回顾一下以美、感性等概念的名义言说所固定下来的“现代艺术体系”的理论“进化”历程,不难发现,“不论是哲学家的思辨,还是艺术家的论争,西方的艺术理论在始终贯穿着柏拉图在技艺概念中所注入的强大智识传统和哲学化要求。”[2](269)只不过,艺术在对自身知识体系理论的深入过程中,遗忘了其技艺的“历史现场”。但是,毫无疑问,早在“轴心时代”,柏拉图就已经在技艺概念之内为其埋下了智识传统的思想基石,而“外显为自反式关系的现代与古代艺术理论之间实际上内嵌着历史的同质性和连续性。”[2](263)
结 语
总之,“柏拉图的技艺理论与艺术论说联结一体”,“它既是现代艺术体系得以生成的和原动力和历史基因,亦将是未来艺术理论体系重构的最重要的思想资源之一。”[2](279)而孙晓霞教授所著的《柏拉图艺术学遗产》一书,在为柏拉图技艺理论的诸种艺术论断正名的同时,也为我们勾勒出一副柏拉图艺术理论的系统图景。

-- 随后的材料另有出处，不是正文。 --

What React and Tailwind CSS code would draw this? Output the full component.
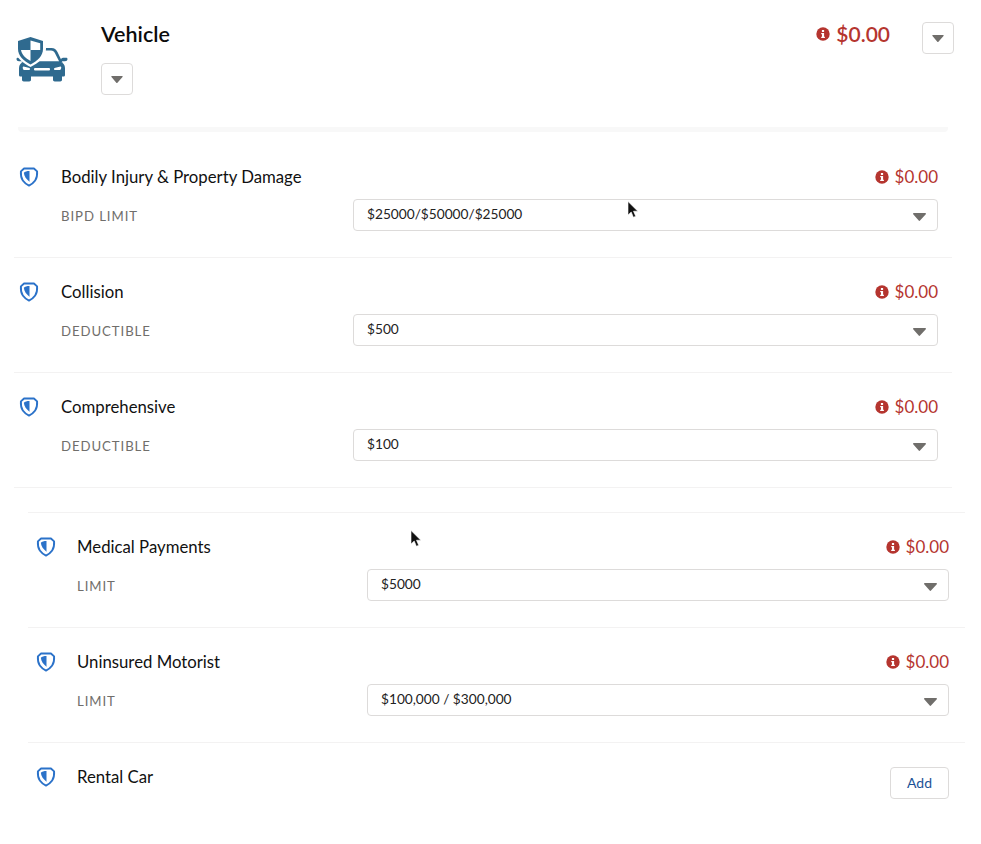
const mainRows = [
  { title: "Bodily Injury & Property Damage", label: "BIPD LIMIT", value: "$25000/$50000/$25000" },
  { title: "Collision", label: "DEDUCTIBLE", value: "$500" },
  { title: "Comprehensive", label: "DEDUCTIBLE", value: "$100" },
];

const nestedRows = [
  { title: "Medical Payments", label: "LIMIT", value: "$5000" },
  { title: "Uninsured Motorist", label: "LIMIT", value: "$100,000 / $300,000" },
];

function Caret({ className }) {
  return (
    <svg viewBox="0 0 13 8" className={className} fill="#706e6b">
      <path d="M0.8 0h11.4c.7 0 1 .7.6 1.2L7 7.6c-.3.4-1 .4-1.3 0L.2 1.2C-.2.7.1 0 .8 0z" />
    </svg>
  );
}

function CarShield() {
  return (
    <svg viewBox="0 0 52 46" className="w-[52px] h-[46px] shrink-0" fill="#2f6a8f">
      {/* car */}
      <path d="M25 12h10.500c3 0 4.500 1.500 6 4l5 10.500H6l2-8h16z" />
      <path d="M29 14.500h6c2 0 3 1 4 2.800l4.200 8.200H14c8-1 14-5 15-11z" fill="#fff" />
      <path d="M0.500 23c0-.8.6-1.300 1.500-1.300h3c1 0 1.800.8 2 1.800l.5 1.800H3c-1.400 0-2.500-1-2.500-2.300z" />
      <path d="M51.500 23c0-.8-.6-1.300-1.500-1.300h-3c-1 0-1.800.8-2 1.800l-.5 1.800H49c1.400 0 2.500-1 2.500-2.300z" />
      <path d="M8 25.500h36c3 1 5 3.500 5 6.500v7c0 1-.8 1.500-1.500 1.500h-43C3.800 40.500 3 40 3 39v-7c0-3 2-5.500 5-6.500z" />
      <path d="M6 40h9v3.800c0 1-.8 1.700-1.700 1.700H7.700c-.9 0-1.700-.7-1.700-1.700zM37 40h9v3.800c0 1-.8 1.700-1.700 1.700h-5.600c-.9 0-1.700-.7-1.700-1.700z" />
      <path d="M7.500 30.500l6 1.500c.7.200.6 2-.2 2H8c-1 0-2-3.600-.5-3.500zM44.500 30.500l-6 1.500c-.7.200-.6 2 .2 2H44c1 0 2-3.600.5-3.500z" fill="#fff" />
      <rect x="18" y="32" width="16" height="2.500" rx="1" fill="#fff" />
      {/* shield */}
      <path d="M14.500 -1.500L30 3.500V13c0 8-7 13.500-15.500 18C6 26.500 -1 21 -1 13V3.500z" fill="#fff" />
      <path d="M14.500 1L27 5v8c0 7-5.500 11.500-12.500 15.500C7.500 24.500 2 20 2 13V5z" />
      <path d="M14.500 4.500V14h9.700V7.200zM14.500 14v11C9.500 22 5.800 18.800 5 14z" fill="#fff" />
    </svg>
  );
}

function CoverageShield() {
  return (
    <svg viewBox="0 0 20 21" className="w-5 h-5 -mt-[1px] shrink-0" fill="none">
      <path
        d="M4.800 1.600h10.400l3.300 3c.3 4.400-.2 7-2 9.600-1.500 2.100-3.700 4-6.500 5.300-2.800-1.300-5-3.200-6.500-5.300-1.800-2.600-2.300-5.200-2-9.600z"
        stroke="#2b72c9"
        strokeWidth="2"
        strokeLinejoin="round"
      />
      <path d="M10.500 4.300c-2.500 0-5 .5-5.900 1.700.1 3.500 2.800 7 5.900 9.500z" fill="#2b72c9" />
    </svg>
  );
}

function Price({ big }) {
  return (
    <div className={`flex items-center text-[#b5352f] ${big ? "gap-[6px] text-[21px] font-semibold" : "gap-[6px] text-[17px]"}`}>
      <svg viewBox="0 0 14 14" className="w-[14px] h-[14px] shrink-0">
        <circle cx="7" cy="7" r="6.700" fill="#b5352f" />
        <rect x="5.900" y="3" width="2.200" height="2" fill="#fff" />
        <path d="M5.200 6h2.900v3.800h.8V11H5.200V9.800h.8V7.200h-.8z" fill="#fff" />
      </svg>
      <span>$0.00</span>
    </div>
  );
}

function IconButton({ className }) {
  return (
    <button className={`w-8 h-8 flex items-center justify-center bg-white border border-[#dddbda] rounded ${className || ""}`}>
      <Caret className="w-[12px] h-[7px]" />
    </button>
  );
}

function SelectBox({ value }) {
  return (
    <div className="flex-1 h-8 pl-[13px] flex items-center justify-between bg-white border border-[#dddbda] rounded text-[13.7px] text-[#222]">
      <span className="-mt-[2px]">{value}</span>
      <Caret className="w-[13px] h-[8px] mr-[11px] mt-[3px]" />
    </div>
  );
}

function CoverageRow({ title, label, value, nested }) {
  return (
    <div className="pt-[22px] pb-[26px] border-b border-[#f3f2f2]">
      <div className="flex items-start justify-between">
        <div className={`flex items-center h-6 ${nested ? "pl-2" : "pl-[5px]"}`}>
          <CoverageShield />
          <div className={`text-[16.75px] text-[#111] ${nested ? "ml-[21px]" : "ml-[22px]"}`}>{title}</div>
        </div>
        <div className={`flex items-center h-6 ${nested ? "pr-4" : "pr-[14px]"}`}>
          <Price />
        </div>
      </div>
      <div className={`mt-[10px] flex items-center ${nested ? "pl-[49px] pr-4" : "pl-[47px] pr-[14px]"}`}>
        <div className={`${nested ? "w-[290px]" : "w-[292px]"} mt-1 text-[13.2px] tracking-[0.07em] text-[#706e6b]`}>{label}</div>
        <SelectBox value={value} />
      </div>
    </div>
  );
}

function Cursor({ className }) {
  return (
    <svg viewBox="0 0 12 18" className={`absolute w-3 h-[18px] ${className}`}>
      <path d="M1 0.500v13.500l3.200-3 2.200 5.300 2.300-1-2.200-5.100h4.300z" fill="#111" stroke="#fff" strokeWidth="0.600" />
    </svg>
  );
}

export default function App() {
  return (
    <div className="relative w-[981px] h-[844px] bg-white overflow-hidden font-['Lato',sans-serif]">
      {/* Header */}
      <div className="h-[127px] pt-[22px] pl-4 pr-[27px] flex items-start">
        <div className="mt-[14px]">
          <CarShield />
        </div>
        <div className="ml-[33px] flex-1">
          <div className="text-[21.5px] font-semibold leading-6 text-[#0c0c0c]">Vehicle</div>
          <IconButton className="mt-[17px]" />
        </div>
        <div className="h-6 flex items-center mr-[32px]">
          <Price big />
        </div>
        <IconButton />
      </div>
      <div className="mx-[18px] w-[930px] h-[5px] bg-[#f8f8f8] rounded-b" />

      {/* Main coverages */}
      <div className="mt-[11px] ml-[14px] w-[938px]">
        {mainRows.map((row) => (
          <CoverageRow key={row.title} {...row} />
        ))}
      </div>

      {/* Optional coverages */}
      <div className="mt-6 ml-[28px] w-[937px] border-t border-[#f3f2f2]">
        {nestedRows.map((row) => (
          <CoverageRow key={row.title} {...row} nested />
        ))}
        <div className="pt-[22px] flex items-start justify-between pr-4">
          <div className="flex items-center h-6 pl-2">
            <CoverageShield />
            <div className="ml-[21px] text-[16.75px] text-[#111]">Rental Car</div>
          </div>
          <button className="mt-[2px] pb-[2px] w-[59px] h-8 bg-white border border-[#dddbda] rounded text-[14px] text-[#1b5297]">
            Add
          </button>
        </div>
      </div>

      <Cursor className="left-[627px] top-[201px]" />
      <Cursor className="left-[410px] top-[530px]" />
    </div>
  );
}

要而言之,在柏拉图的思想中,艺术知识并不是一个系统整体,技艺概念下的艺术知识和现代“美的艺术”的概念,亦相去甚远。但是,要理解18 世纪前后艺术概念发生的巨大变化,认识艺术概念变化背后的知识内涵,则必须回到柏拉图的艺术论说和技艺概念。就我国艺术研究的现状而言,作为一个独立学科,艺术学升门(2011年)已经过去了10 多年,但是,如何从艺术的多样性进入其统一性,依然是目前学界需要面对的难题。如何在强调门类艺术独一性和追求诸门艺术的共通性之间,实现两种取向间的平衡?回到柏拉图,重返柏拉图的技艺概念的研究路径,是颇具启示性的。无疑,孙晓霞教授在柏拉图技艺理论的框架内,通过重返柏拉图“剧场政制”的历史现场,对技艺面向的厘清和知识特性的解读,对我们理解艺术知识的理论进化和体系生成,提供了重要的起点,也为我们解除现代艺术体系自身的封闭,走向技艺与艺术的再度弥合,提供了一条蹊径。
注 释:
①有关戴维·L·瓦格纳对拉丁词汇ars 和希腊词汇techne 的考察,可参阅详美国学者戴维·L·瓦格纳 编《中世纪的自由七艺》(张卜天 译,长沙:湖南科技出版社2016 年版)一书第33 页之详述。